Free agent
- Pitcher
- Born: September 20, 1995 (age 30) San Diego, California, U.S.
- Bats: RightThrows: Right

MLB debut
- June 5, 2021, for the Chicago Cubs

MLB statistics (through 2023 season)
- Win–loss record: 1–7
- Earned run average: 6.02
- Strikeouts: 97
- Stats at Baseball Reference

Teams
- Chicago Cubs (2021); Washington Nationals (2022–2023);

= Cory Abbott =

American baseball player (born 1995)

Cory James Abbott (born September 20, 1995) is an American professional baseball pitcher who is a free agent. He has previously played in Major League Baseball (MLB) for the Chicago Cubs and Washington Nationals. He played college baseball at Loyola Marymount University, and was drafted by the Cubs in the second round of the 2017 MLB draft.

==Amateur career==
Abbott attended Junipero Serra High School in San Diego, California. As a senior, he went 7–2 with a 1.52 earned run average (ERA).

Undrafted out of high school in the 2014 MLB draft, he enrolled and played college baseball at Loyola Marymount University. In 2016, he played collegiate summer baseball with the Orleans Firebirds of the Cape Cod Baseball League. As a junior in 2017, he went 11–2 with a 1.74 ERA in 15 starts, with 130 strikeouts (2nd in the conference) in 98 1/3 innings, and threw a perfect game. After the season, he was drafted by the Chicago Cubs in the second round of the 2017 Major League Baseball draft.

==Professional career==
===Chicago Cubs===
Abbott signed with the Cubs and made his professional season with the Eugene Emeralds, compiling a 3.86 ERA over 14 innings. He pitched 2018 with the South Bend Cubs and Myrtle Beach Pelicans, going 8–6 with a 2.50 ERA in 22 starts, and 131 strikeouts in 115 innings, between the two clubs.
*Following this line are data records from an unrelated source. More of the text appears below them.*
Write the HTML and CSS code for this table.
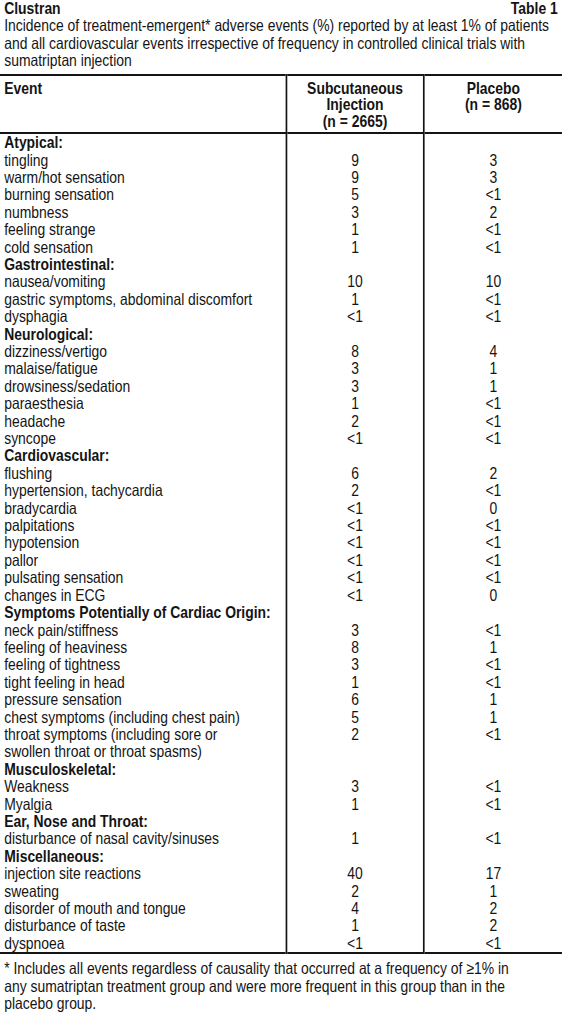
FILE: index.html
```html
<!DOCTYPE html>
<html lang="en">
<head>
    <meta charset="UTF-8">
    <title>Clustran Table 1</title>
    <link rel="stylesheet" href="styles.css">
</head>
<body>
  <div class="page">
    <!-- Title -->
    <div class="caption">
        <div class="caption__top">
            <span class="caption__name">Clustran</span>
            <span class="caption__num">Table 1</span>
        </div>
        <p class="caption__text">Incidence of treatment-emergent* adverse events (%) reported by at least 1% of patients and all cardiovascular events irrespective of frequency in controlled clinical trials with sumatriptan injection</p>
    </div>

    <!-- Table -->
    <table class="events">
        <thead>
            <tr>
                <th class="col-event">Event</th>
                <th class="col-num">Subcutaneous<br>Injection<br>(n = 2665)</th>
                <th class="col-num">Placebo<br>(n = 868)</th>
            </tr>
        </thead>
        <tbody>
            <tr class="group"><td>Atypical:</td><td></td><td></td></tr>
            <tr><td>tingling</td><td>9</td><td>3</td></tr>
            <tr><td>warm/hot sensation</td><td>9</td><td>3</td></tr>
            <tr><td>burning sensation</td><td>5</td><td>&lt;1</td></tr>
            <tr><td>numbness</td><td>3</td><td>2</td></tr>
            <tr><td>feeling strange</td><td>1</td><td>&lt;1</td></tr>
            <tr><td>cold sensation</td><td>1</td><td>&lt;1</td></tr>

            <tr class="group"><td>Gastrointestinal:</td><td></td><td></td></tr>
            <tr><td>nausea/vomiting</td><td>10</td><td>10</td></tr>
            <tr><td>gastric symptoms, abdominal discomfort</td><td>1</td><td>&lt;1</td></tr>
            <tr><td>dysphagia</td><td>&lt;1</td><td>&lt;1</td></tr>

            <tr class="group"><td>Neurological:</td><td></td><td></td></tr>
            <tr><td>dizziness/vertigo</td><td>8</td><td>4</td></tr>
            <tr><td>malaise/fatigue</td><td>3</td><td>1</td></tr>
            <tr><td>drowsiness/sedation</td><td>3</td><td>1</td></tr>
            <tr><td>paraesthesia</td><td>1</td><td>&lt;1</td></tr>
            <tr><td>headache</td><td>2</td><td>&lt;1</td></tr>
            <tr><td>syncope</td><td>&lt;1</td><td>&lt;1</td></tr>

            <tr class="group"><td>Cardiovascular:</td><td></td><td></td></tr>
            <tr><td>flushing</td><td>6</td><td>2</td></tr>
            <tr><td>hypertension, tachycardia</td><td>2</td><td>&lt;1</td></tr>
            <tr><td>bradycardia</td><td>&lt;1</td><td>0</td></tr>
            <tr><td>palpitations</td><td>&lt;1</td><td>&lt;1</td></tr>
            <tr><td>hypotension</td><td>&lt;1</td><td>&lt;1</td></tr>
            <tr><td>pallor</td><td>&lt;1</td><td>&lt;1</td></tr>
            <tr><td>pulsating sensation</td><td>&lt;1</td><td>&lt;1</td></tr>
            <tr><td>changes in ECG</td><td>&lt;1</td><td>0</td></tr>

            <tr class="group"><td>Symptoms Potentially of Cardiac Origin:</td><td></td><td></td></tr>
            <tr><td>neck pain/stiffness</td><td>3</td><td>&lt;1</td></tr>
            <tr><td>feeling of heaviness</td><td>8</td><td>1</td></tr>
            <tr><td>feeling of tightness</td><td>3</td><td>&lt;1</td></tr>
            <tr><td>tight feeling in head</td><td>1</td><td>&lt;1</td></tr>
            <tr><td>pressure sensation</td><td>6</td><td>1</td></tr>
            <tr><td>chest symptoms (including chest pain)</td><td>5</td><td>1</td></tr>
            <tr><td>throat symptoms (including sore or<br>swollen throat or throat spasms)</td><td>2</td><td>&lt;1</td></tr>

            <tr class="group"><td>Musculoskeletal:</td><td></td><td></td></tr>
            <tr><td>Weakness</td><td>3</td><td>&lt;1</td></tr>
            <tr><td>Myalgia</td><td>1</td><td>&lt;1</td></tr>

            <tr class="group"><td>Ear, Nose and Throat:</td><td></td><td></td></tr>
            <tr><td>disturbance of nasal cavity/sinuses</td><td>1</td><td>&lt;1</td></tr>

            <tr class="group"><td>Miscellaneous:</td><td></td><td></td></tr>
            <tr><td>injection site reactions</td><td>40</td><td>17</td></tr>
            <tr><td>sweating</td><td>2</td><td>1</td></tr>
            <tr><td>disorder of mouth and tongue</td><td>4</td><td>2</td></tr>
            <tr><td>disturbance of taste</td><td>1</td><td>2</td></tr>
            <tr><td>dyspnoea</td><td>&lt;1</td><td>&lt;1</td></tr>
        </tbody>
    </table>

    <!-- Footnote -->
    <p class="footnote">* Includes all events regardless of causality that occurred at a frequency of &ge;1% in any sumatriptan treatment group and were more frequent in this group than in the placebo group.</p>
  </div>
</body>
</html>
```

FILE: styles.css
```css
* {
    box-sizing: border-box;
    margin: 0;
    padding: 0;
}

html,
body {
    width: 562px;
    overflow: hidden;
    background: #fff;
}

/* condensed look: Arial-width font squeezed to narrow proportions */
.page {
    width: 667px;
    margin-right: -105px;
    transform: scaleX(0.8425);
    transform-origin: 0 0;
    color: #141414;
    font-family: "Liberation Sans", Arial, sans-serif;
    font-size: 16.5px;
    line-height: 17.4px;
}

.caption {
    padding: 0 5px;
}

.caption__top {
    display: flex;
    justify-content: space-between;
    font-weight: bold;
}

.caption__text {
    padding-right: 4px;
}

.events {
    width: 100%;
    margin-top: 4px;
    border-collapse: collapse;
    border-top: 2px solid #141414;
    border-bottom: 2px solid #141414;
}

.events th {
    font-weight: bold;
    line-height: 16.5px;
    padding: 4px 5px 3px 5px;
    vertical-align: top;
    border-bottom: 2px solid #141414;
}

.events th.col-event {
    width: 338px;
    text-align: left;
}

.events th.col-num {
    width: 163px;
    text-align: center;
}

.events td {
    padding: 0 5px;
    vertical-align: top;
    text-align: center;
}

.events td:first-child {
    text-align: left;
}

.events th + th,
.events td + td {
    border-left: 2px solid #141414;
}

.events .group td {
    font-weight: bold;
}

.footnote {
    padding: 6px 36px 0 5px;
}
```
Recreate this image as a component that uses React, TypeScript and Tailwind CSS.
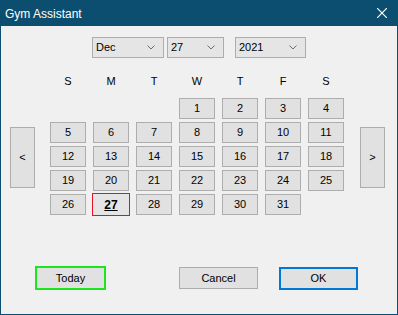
import React from "react";

const days = ["S", "M", "T", "W", "T", "F", "S"];

const cells: (number | null)[] = [
  null, null, null, 1, 2, 3, 4,
  5, 6, 7, 8, 9, 10, 11,
  12, 13, 14, 15, 16, 17, 18,
  19, 20, 21, 22, 23, 24, 25,
  26, 27, 28, 29, 30, 31, null,
];

function Combo({ value, width }: { value: string; width: string }) {
  return (
    <div className={`${width} h-[21px] flex items-center justify-between border border-[#adadad] bg-[#e5e5e5] pl-[3px] pr-[8px]`}>
      <span>{value}</span>
      <svg width="8" height="5" viewBox="0 0 8 5" fill="none" stroke="#6d6d6d" strokeWidth="1">
        <polyline points="0.5,0.5 4,4 7.5,0.5" />
      </svg>
    </div>
  );
}

export default function App() {
  return (
    <div className="w-[398px] h-[315px] flex flex-col text-[11px] text-black" style={{ fontFamily: '"Liberation Sans", Arial, sans-serif' }}>
      {/* Title bar */}
      <div className="h-[26px] bg-[#0b4e70] flex items-center justify-between pl-[5px] pr-[11px] text-white text-[12px]">
        <span className="pt-[1px]">Gym Assistant</span>
        <svg width="10" height="10" viewBox="0 0 10 10" stroke="white" strokeWidth="1.2">
          <line x1="0" y1="0" x2="10" y2="10" />
          <line x1="10" y1="0" x2="0" y2="10" />
        </svg>
      </div>

      <div className="flex-1 bg-[#f0f0f0] border-x border-b border-[#0b4e70] flex flex-col">
        {/* Combos */}
        <div className="flex mt-[11px] ml-[91px]">
          <Combo value="Dec" width="w-[72px]" />
          <div className="ml-[3px]"><Combo value="27" width="w-[57px]" /></div>
          <div className="ml-[11px]"><Combo value="2021" width="w-[71px]" /></div>
        </div>

        {/* Calendar */}
        <div className="flex mt-[16px]">
          <div className="ml-[9px] mt-[53px] w-[25px] h-[61px] border border-[#adadad] bg-[#e1e1e1] flex items-center justify-center">&lt;</div>
          <div className="ml-[15px] w-[294px]">
            <div className="grid grid-cols-[repeat(7,36px)] gap-x-[7px] h-[14px] leading-[14px] text-center">
              {days.map((d, i) => (
                <span key={i}>{d}</span>
              ))}
            </div>
            <div className="grid grid-cols-[repeat(7,36px)] grid-rows-[repeat(5,21px)] gap-x-[7px] gap-y-[3px] mt-[10px]">
              {cells.map((c, i) =>
                c === null ? (
                  <div key={i} />
                ) : c === 27 ? (
                  <div key={i} className="-m-px w-[38px] h-[23px] border border-[#e81123] bg-[#e5e5e5] flex items-center justify-center font-bold underline text-[12px]">
                    {c}
                  </div>
                ) : (
                  <div key={i} className="border border-[#adadad] bg-[#e1e1e1] flex items-center justify-center">
                    {c}
                  </div>
                )
              )}
            </div>
          </div>
          <div className="ml-[16px] mt-[53px] w-[25px] h-[61px] border border-[#adadad] bg-[#e1e1e1] flex items-center justify-center">&gt;</div>
        </div>

        {/* Buttons */}
        <div className="flex items-center mt-[51px] ml-[34px] h-[24px]">
          <div className="w-[71px] h-[24px] border-2 border-[#1ee61e] bg-[#e1e1e1] flex items-center justify-center">Today</div>
          <div className="ml-[73px] w-[79px] h-[22px] border border-[#adadad] bg-[#e1e1e1] flex items-center justify-center">Cancel</div>
          <div className="ml-[21px] w-[79px] h-[23px] border-2 border-[#0078d7] bg-[#e1e1e1] flex items-center justify-center">OK</div>
        </div>
      </div>
    </div>
  );
}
Abbott spent 2019 with the Double-A Tennessee Smokies, pitching to an 8–8 record with a 3.01 ERA over 26 starts, striking out 166 (leading the league) over 146 2/3 innings.

Abbott did not play in a game in 2020 due to the cancellation of the minor league season because of the COVID-19 pandemic. On November 20, 2020, the Cubs added Abbott to their 40-man roster to protect him from the Rule 5 draft.

On June 5, 2021, Abbott was promoted to the major leagues for the first time. He made his MLB debut that day, pitching two scoreless innings of relief against the San Francisco Giants. In the game, he also notched his first major league strikeout, punching out Giants pitcher Kevin Gausman. On June 20, the Cubs optioned Abbott to the Triple-A Iowa Cubs. On October 1, Abbott collected his first career hit, a single off of St. Louis Cardinals starter Dakota Hudson.

On April 16, 2022, Abbott was designated for assignment by the Cubs.

===Washington Nationals===
On April 21, 2022, Abbott was traded to the San Francisco Giants for cash considerations. Abbott was claimed off waivers by the Washington Nationals on May 4. He made 16 appearances (9 starts) for Washington down the stretch, posting an 0–5 record and 5.25 ERA with 45 strikeouts in 48 innings pitched.

Abbott was optioned to the Triple-A Rochester Red Wings to begin the 2023 season. In 22 games for the Nationals, he struggled to a 6.64 ERA with 40 strikeouts across 39 1/3 innings of work. On November 14, 2023, Abbott was designated for assignment by Washington after multiple prospects were added to the 40–man roster. He was non-tendered and became a free agent on November 17.

===Seattle Mariners===
On January 9, 2024, Abbott signed a minor league contract with the Seattle Mariners. He made one start for the Triple–A Tacoma Rainiers before being released by the Mariners organization on April 3.

===Chicago White Sox===
On April 12, 2024, Abbott signed a minor league contract with the Chicago White Sox. On July 1, Abbott was named the International League Pitcher of the Week. In 30 appearances for the Triple-A Charlotte Knights, he posted a 5–5 record and 5.80 ERA with 78 strikeouts across 71 1/3 innings pitched. Abbott elected free agency following the season on November 4.

===Tecolotes de los Dos Laredos===
On February 22, 2025, Abbott signed with the Tecolotes de los Dos Laredos of the Mexican League. In three starts for the Tecolotes, Abbott posted a 1–1 record and 2.40 ERA with 15 strikeouts over 15 innings of work.

===Texas Rangers===
On May 7, 2025, Abbott signed a minor league contract with the Texas Rangers. He made 20 appearances (17 starts) for the Triple-A Round Rock Express, posting a 3–4 record and 6.48 ERA with 91 strikeouts across 76 1/3 innings pitched. Abbott elected free agency following the season on November 6.